A primary object of the present invention is to reduce these electronic and physical distortions.

According to one aspect of the present invention, there is provided a voice coil element comprising a voice coil former around the circumference of which is wound at least eight layers of wire bonded to itself and to the voice coil former by means of a thermally activated adhesive.

The voice coil element in accordance with the invention has the advantage that it limits the upper frequency response of the drive unit and accords an earlier roll off of frequency response than can be achieved through passive electronic crossovers.

The arrangement also has the advantage that it reduces the number of electronic crossover components thereby reducing distortion and cost.

Some high cost domestic Hi-Fi and professional public address systems use a complex active filter system to achieve similar results to that produced by the present invention, but at much higher cost.

An earlier roll off of frequency also limits the overlap period of two drive units over the crossover frequency range, lessening wave physical wave cancellation and thus offering a further advantage.

The voice coil former may be made of aluminium, paper, Kapton (Trade Mark), Nomex (Trade Mark) or other suitable plastics material.

The wire used in the voice coil element may be of copper, aluminium, silver or suitable conductive alloys.

According to a further aspect of the invention, there is provided a voice coil element as above defined, produced by use of a precision mandril and sleeve.

A reason for the uniqueness of the eight or more layer coil element is the difficulty in winding a coil with more than four layers without kinking, physical distortion or layer separation due to inadequate bonding.

In the method of production in accordance with this aspect of the invention, the wire is brought onto the mandril through a tunnel or slot in the sleeve in such a way as to prevent the wire from kinking on each subsequent wound layer. This keeps the layers of coil turns tight together, enabling the bonding of many layers. Additionally, a plug and collar exert a pressure along the axis of the voice coil former during the bonding process.

The present invention therefore also extends to a precision mandril and sleeve designed to ensure exact manufacturing of the voice coil element having eight or more coil layers as hereinbefore defined.

An embodiment of the voice coil element and means of manufacture thereof in accordance with the invention are exemplified in the following description, making reference to the accompanying drawings, in which: Figure 1 is a side elevational view of an eight layer voice coil element; Figure 2 is a side elevational view of a two layer coil element; Figure 3 is a front end view of an eight layer coil element; Figure 4 is a cross sectional view of a sleeve and mandril; and Figure 5 is a cross sectional view of an alternative sleeve and mandril.

Referring to the drawings, the illustrated voice coil former (Figure 1) has an aluminium, Kapton, plastics Nomex, paper or suitable material body in the shape of a tube 10, the diameter and length of which are variable according to requirements.

The former has a long front section 11 which is fixed to the diaphragm and a curled over rear section 12.

The former carries a coil of eight or more layers of copper, aluminium, silver or other suitable conductive wire wound around its diameter, bonded to itself and to the former with thermally activated adhesive.
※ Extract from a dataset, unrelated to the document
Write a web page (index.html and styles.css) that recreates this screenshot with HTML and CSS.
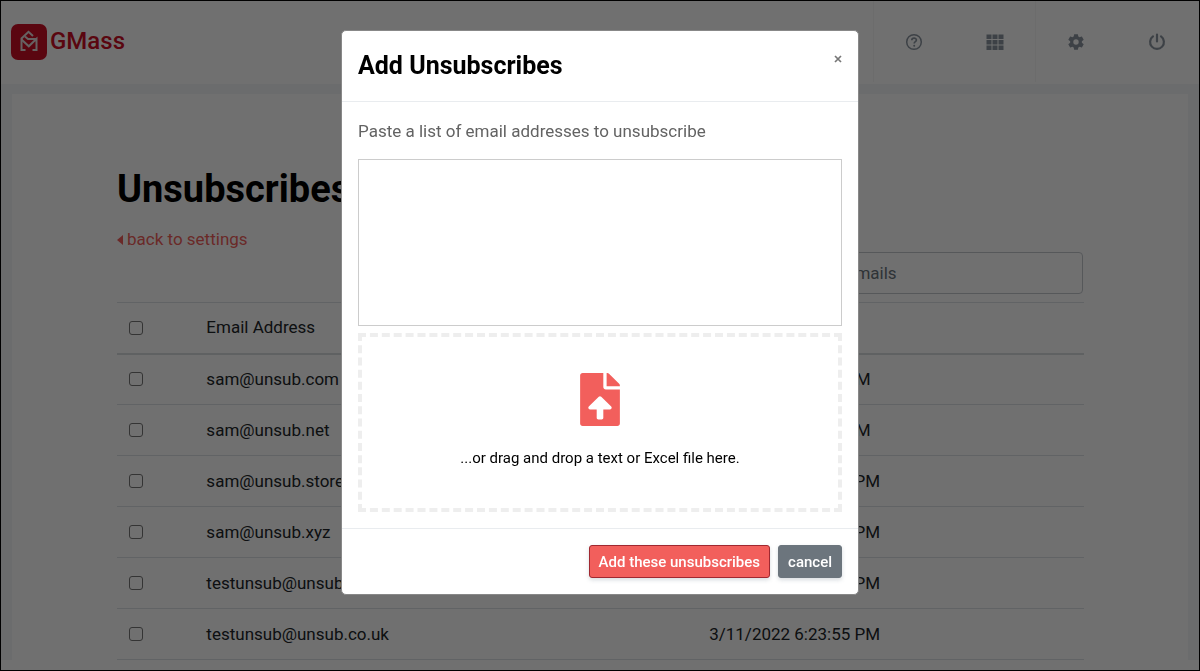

The coil turns 14 are wound so as to be all fully bonded with each other and not to be kinked or physically misaligned. The ends of the wire 15 are led away at the same forward end of the coil Figure 2 shows a typical conventional two layer voice coil and former. The thickness difference of the many layered coil of Figure 3 can clearly be seen, and the difficulty in winding the coil of Figure 3 appreciated.

A precision mandril 26 and sleeve 27 (Figure 4) is used accurately to wind the coil, and to provide a constant axial pressure during the curing of the adhesive bond.

The wire 16 is fed through a tunnel 17 in the sleeve 27 and then wrapped around a securing peg 18 or similar restraining device. An alternative is shown in Figure 5 using a slot 19. The wire is then wound onto the periphery of the former 20 building up the layers as shown by the arrow 21.

The first layer is bonded to the former 20, the successive layers to each other, as the coil is built up. Bonding is effected by a thermally activated adhesive, and a removable core plug 22 and collar 23 allow axial pressure to be applied to the coil, more especially while curing of the adhesive takes place.

Various further modifications of the above described arrangement are possible within the scope of the invention hereinbefore defined.

Claims (7)

Claims

1. A voice coil element comprising a voice coil former and a voice coil comprising, around the circumference of the former, at least eight layers of wire bonded to itself and to the former by means of a thermally activated adhesive.

2. A voice coil element according to claim 1, wherein the former is made of aluminium, paper, or plastics material.

3. A voice coil element according to claim 1 or claim 2, wherein the voice coil is wound with wire of copper, aluminium, silver or a conductive alloy.

4. A method of producing the voice coil element of any of claims 1 to 3, according to which the former is located in a mandril and surrounded by an apertured sleeve behind the region of the former on which the coil is to be wound, and an end portion of the wire is anchored to the sleeve and extends from the anchorage through the aperture in the sleeve to the region at which the coil is to be wound, thereby to prevent kinking of the wire as it is reversed from the end of one layer to the beginning of the next.

5. A method as claimed in claim 4, according to which a collar projects over the end of the former remote from the sleeve to exert axial pressure on the coil, at least during curing of the thermally activated adhesive.

6. A voice coil element substantially as hereinbefore described with reference to Figures 1 and 3 of the accompanying drawings.

7. A method of producing a voice coil element substantially as hereinbefore described with reference to Figures 4 or 5 of the accompanying drawings.